| Data |
====
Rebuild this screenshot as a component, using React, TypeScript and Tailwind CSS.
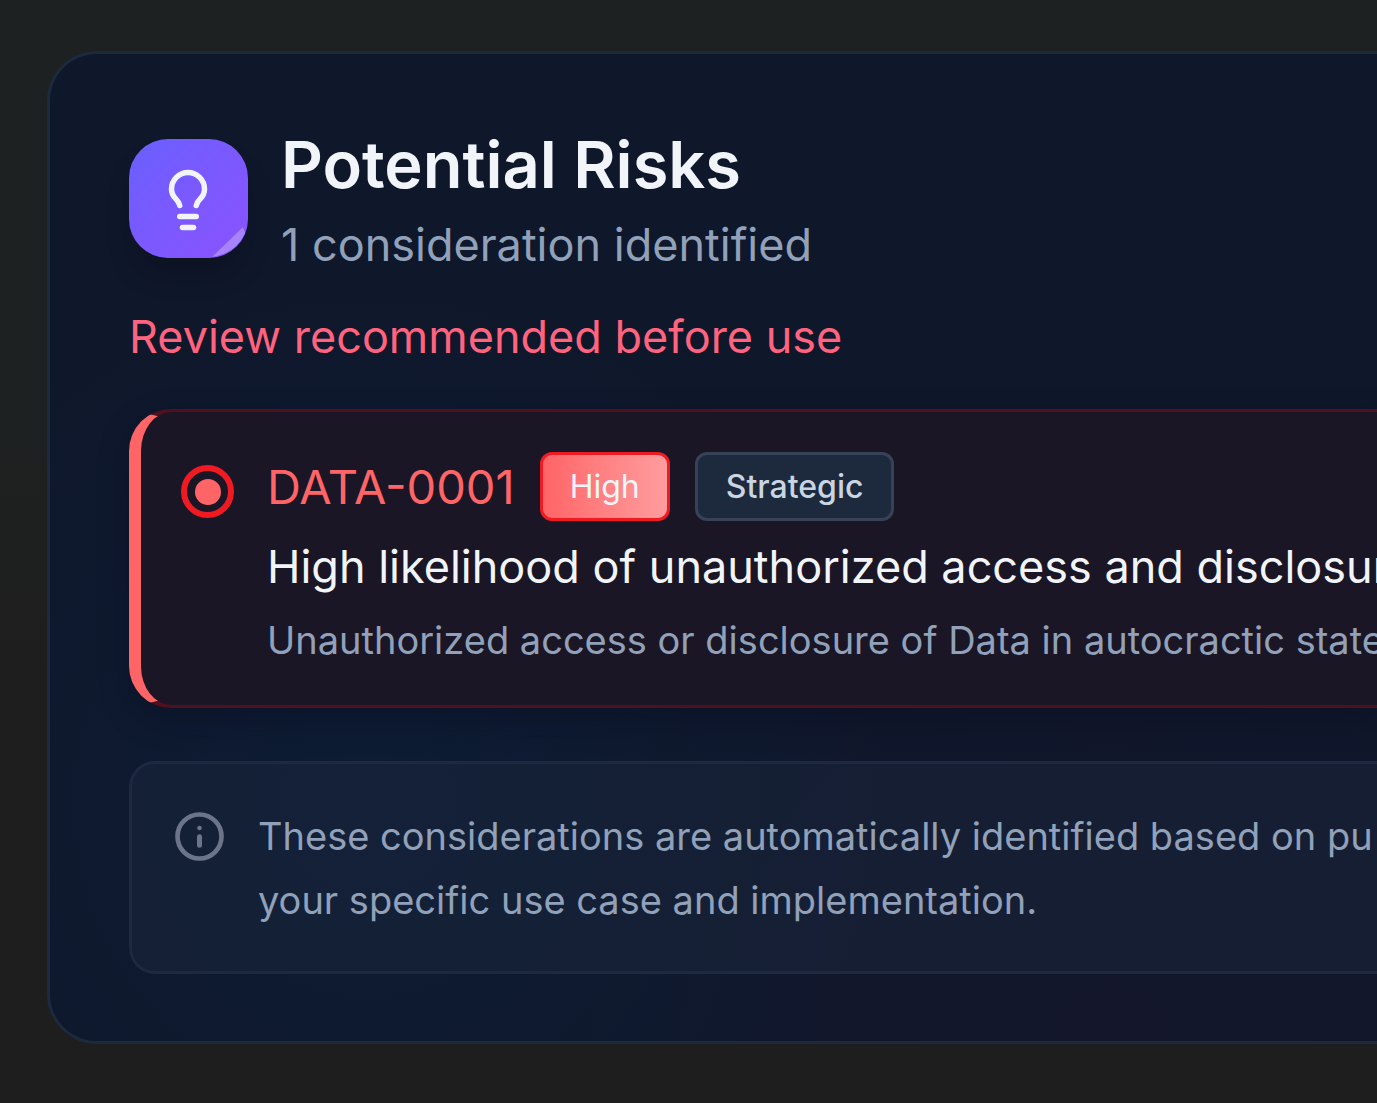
====
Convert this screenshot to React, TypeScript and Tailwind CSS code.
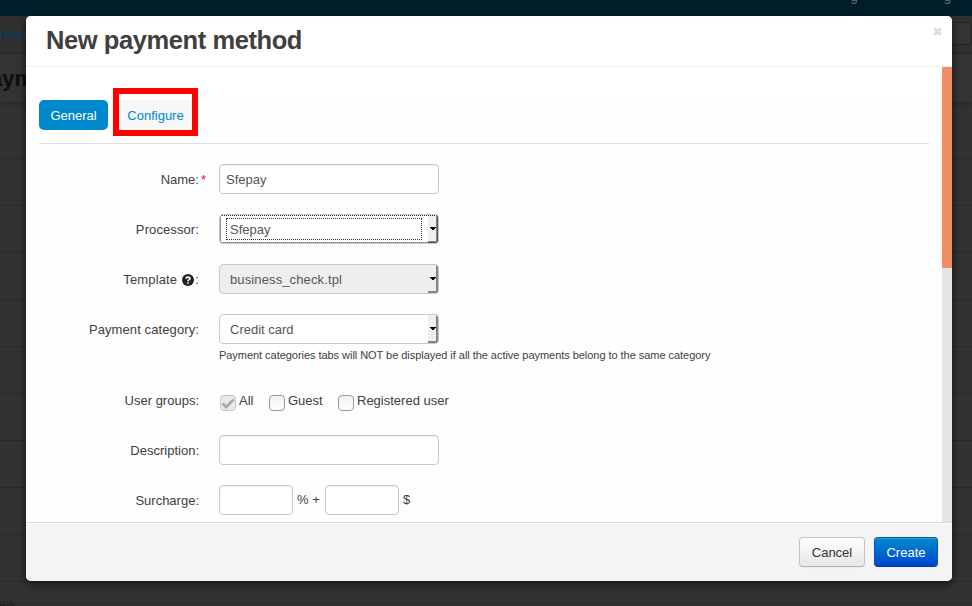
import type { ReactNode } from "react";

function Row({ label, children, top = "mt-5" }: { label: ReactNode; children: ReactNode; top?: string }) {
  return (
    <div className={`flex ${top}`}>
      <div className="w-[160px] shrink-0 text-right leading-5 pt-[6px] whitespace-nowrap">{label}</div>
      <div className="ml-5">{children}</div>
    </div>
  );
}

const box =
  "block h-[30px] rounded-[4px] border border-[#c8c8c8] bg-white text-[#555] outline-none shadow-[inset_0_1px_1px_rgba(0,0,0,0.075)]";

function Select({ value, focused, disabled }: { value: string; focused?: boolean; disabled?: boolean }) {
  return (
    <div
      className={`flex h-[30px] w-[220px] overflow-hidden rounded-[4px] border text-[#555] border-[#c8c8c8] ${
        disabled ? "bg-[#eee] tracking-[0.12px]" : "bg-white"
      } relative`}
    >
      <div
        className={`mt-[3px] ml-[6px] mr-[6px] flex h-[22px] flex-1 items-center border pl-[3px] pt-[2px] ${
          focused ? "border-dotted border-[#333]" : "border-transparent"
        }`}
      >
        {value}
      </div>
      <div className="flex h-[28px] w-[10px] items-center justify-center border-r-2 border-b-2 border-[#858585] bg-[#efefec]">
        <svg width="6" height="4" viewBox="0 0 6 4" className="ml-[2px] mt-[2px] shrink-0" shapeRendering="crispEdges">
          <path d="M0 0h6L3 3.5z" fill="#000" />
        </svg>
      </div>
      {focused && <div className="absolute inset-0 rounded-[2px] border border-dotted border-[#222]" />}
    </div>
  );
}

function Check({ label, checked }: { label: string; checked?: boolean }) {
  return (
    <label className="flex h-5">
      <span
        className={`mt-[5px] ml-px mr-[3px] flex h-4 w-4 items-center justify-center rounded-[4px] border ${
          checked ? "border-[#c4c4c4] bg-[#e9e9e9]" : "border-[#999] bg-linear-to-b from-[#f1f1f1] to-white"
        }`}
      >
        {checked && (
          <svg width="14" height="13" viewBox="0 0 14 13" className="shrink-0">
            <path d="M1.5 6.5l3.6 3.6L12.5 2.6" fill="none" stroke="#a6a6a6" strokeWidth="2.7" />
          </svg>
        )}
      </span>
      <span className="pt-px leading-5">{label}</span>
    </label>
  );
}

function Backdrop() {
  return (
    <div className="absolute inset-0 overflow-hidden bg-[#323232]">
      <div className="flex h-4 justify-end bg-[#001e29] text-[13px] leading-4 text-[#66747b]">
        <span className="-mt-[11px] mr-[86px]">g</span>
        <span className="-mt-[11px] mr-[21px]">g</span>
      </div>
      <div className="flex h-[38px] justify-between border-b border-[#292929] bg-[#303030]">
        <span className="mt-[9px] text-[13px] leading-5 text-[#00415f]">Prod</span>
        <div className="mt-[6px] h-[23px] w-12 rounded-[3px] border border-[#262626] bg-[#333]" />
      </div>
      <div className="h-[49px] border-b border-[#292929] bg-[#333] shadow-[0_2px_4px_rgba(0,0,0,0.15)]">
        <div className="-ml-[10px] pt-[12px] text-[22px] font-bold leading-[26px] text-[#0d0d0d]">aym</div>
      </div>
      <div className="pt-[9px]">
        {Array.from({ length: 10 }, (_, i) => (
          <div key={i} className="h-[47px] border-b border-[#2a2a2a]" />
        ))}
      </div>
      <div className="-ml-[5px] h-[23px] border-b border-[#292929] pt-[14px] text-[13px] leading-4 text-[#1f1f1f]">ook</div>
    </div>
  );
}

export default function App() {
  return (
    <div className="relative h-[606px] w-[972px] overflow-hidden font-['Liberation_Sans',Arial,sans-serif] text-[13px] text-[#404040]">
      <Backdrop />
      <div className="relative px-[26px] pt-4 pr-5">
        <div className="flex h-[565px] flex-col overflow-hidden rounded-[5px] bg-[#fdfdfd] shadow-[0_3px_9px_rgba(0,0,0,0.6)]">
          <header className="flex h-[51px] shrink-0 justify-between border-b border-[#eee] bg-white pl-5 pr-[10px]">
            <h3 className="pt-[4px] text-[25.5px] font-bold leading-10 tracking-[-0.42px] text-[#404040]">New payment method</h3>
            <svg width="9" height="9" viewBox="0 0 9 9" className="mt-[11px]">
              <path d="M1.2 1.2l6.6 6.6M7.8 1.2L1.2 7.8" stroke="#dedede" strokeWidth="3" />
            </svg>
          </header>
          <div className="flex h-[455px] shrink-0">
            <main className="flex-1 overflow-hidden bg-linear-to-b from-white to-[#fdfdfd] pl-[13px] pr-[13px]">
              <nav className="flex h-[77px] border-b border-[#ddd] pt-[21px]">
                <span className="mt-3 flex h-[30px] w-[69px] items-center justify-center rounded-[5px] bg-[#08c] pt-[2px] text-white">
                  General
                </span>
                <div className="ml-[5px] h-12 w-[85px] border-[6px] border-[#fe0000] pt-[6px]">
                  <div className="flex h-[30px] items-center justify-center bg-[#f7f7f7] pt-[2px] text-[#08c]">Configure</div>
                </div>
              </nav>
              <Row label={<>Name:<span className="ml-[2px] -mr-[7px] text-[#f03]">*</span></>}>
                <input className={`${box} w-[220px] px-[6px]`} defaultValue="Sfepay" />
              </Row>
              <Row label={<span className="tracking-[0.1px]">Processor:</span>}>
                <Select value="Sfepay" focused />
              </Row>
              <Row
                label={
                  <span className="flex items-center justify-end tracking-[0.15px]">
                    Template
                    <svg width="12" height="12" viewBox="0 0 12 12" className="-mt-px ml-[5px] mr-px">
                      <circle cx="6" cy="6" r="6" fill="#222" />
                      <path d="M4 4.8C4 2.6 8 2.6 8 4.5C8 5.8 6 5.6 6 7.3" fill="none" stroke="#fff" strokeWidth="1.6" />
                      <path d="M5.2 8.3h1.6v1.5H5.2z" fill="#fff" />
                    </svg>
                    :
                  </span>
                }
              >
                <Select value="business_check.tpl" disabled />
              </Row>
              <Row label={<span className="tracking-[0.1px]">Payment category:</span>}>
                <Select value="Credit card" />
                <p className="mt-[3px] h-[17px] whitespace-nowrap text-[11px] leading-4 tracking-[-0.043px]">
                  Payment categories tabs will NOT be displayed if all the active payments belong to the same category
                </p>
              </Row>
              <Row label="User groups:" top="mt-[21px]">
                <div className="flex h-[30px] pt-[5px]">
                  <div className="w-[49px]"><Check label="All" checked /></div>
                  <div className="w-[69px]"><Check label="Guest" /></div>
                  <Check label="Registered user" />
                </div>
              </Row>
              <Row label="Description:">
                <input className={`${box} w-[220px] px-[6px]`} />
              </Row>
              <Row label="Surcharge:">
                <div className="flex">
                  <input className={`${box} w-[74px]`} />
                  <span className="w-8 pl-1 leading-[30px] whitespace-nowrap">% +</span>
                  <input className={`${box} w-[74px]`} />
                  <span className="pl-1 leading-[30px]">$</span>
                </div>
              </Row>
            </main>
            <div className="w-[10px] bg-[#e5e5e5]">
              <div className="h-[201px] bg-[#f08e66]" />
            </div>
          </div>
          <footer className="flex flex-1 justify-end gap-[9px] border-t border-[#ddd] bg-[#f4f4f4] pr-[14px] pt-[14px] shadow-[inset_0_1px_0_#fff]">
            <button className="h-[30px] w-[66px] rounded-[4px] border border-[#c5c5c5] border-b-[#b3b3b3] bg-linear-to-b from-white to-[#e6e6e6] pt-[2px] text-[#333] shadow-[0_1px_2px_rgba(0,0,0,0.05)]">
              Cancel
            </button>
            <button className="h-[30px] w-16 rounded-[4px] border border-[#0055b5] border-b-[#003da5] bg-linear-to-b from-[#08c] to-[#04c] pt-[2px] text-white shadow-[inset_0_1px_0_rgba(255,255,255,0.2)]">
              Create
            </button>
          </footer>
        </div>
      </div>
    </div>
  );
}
====
| Instructions for the task |
Restate word for word the lines that begin at the one with "Convert this screenshot" and end at the one with "h-[30px] rounded-[4px] border", including both, and leave every picture aside.

| Exercise result |
Convert this screenshot to React, TypeScript and Tailwind CSS code.
import type { ReactNode } from "react";

function Row({ label, children, top = "mt-5" }: { label: ReactNode; children: ReactNode; top?: string }) {
  return (
    <div className={`flex ${top}`}>
      <div className="w-[160px] shrink-0 text-right leading-5 pt-[6px] whitespace-nowrap">{label}</div>
      <div className="ml-5">{children}</div>
    </div>
  );
}

const box =
  "block h-[30px] rounded-[4px] border border-[#c8c8c8] bg-white text-[#555] outline-none shadow-[inset_0_1px_1px_rgba(0,0,0,0.075)]";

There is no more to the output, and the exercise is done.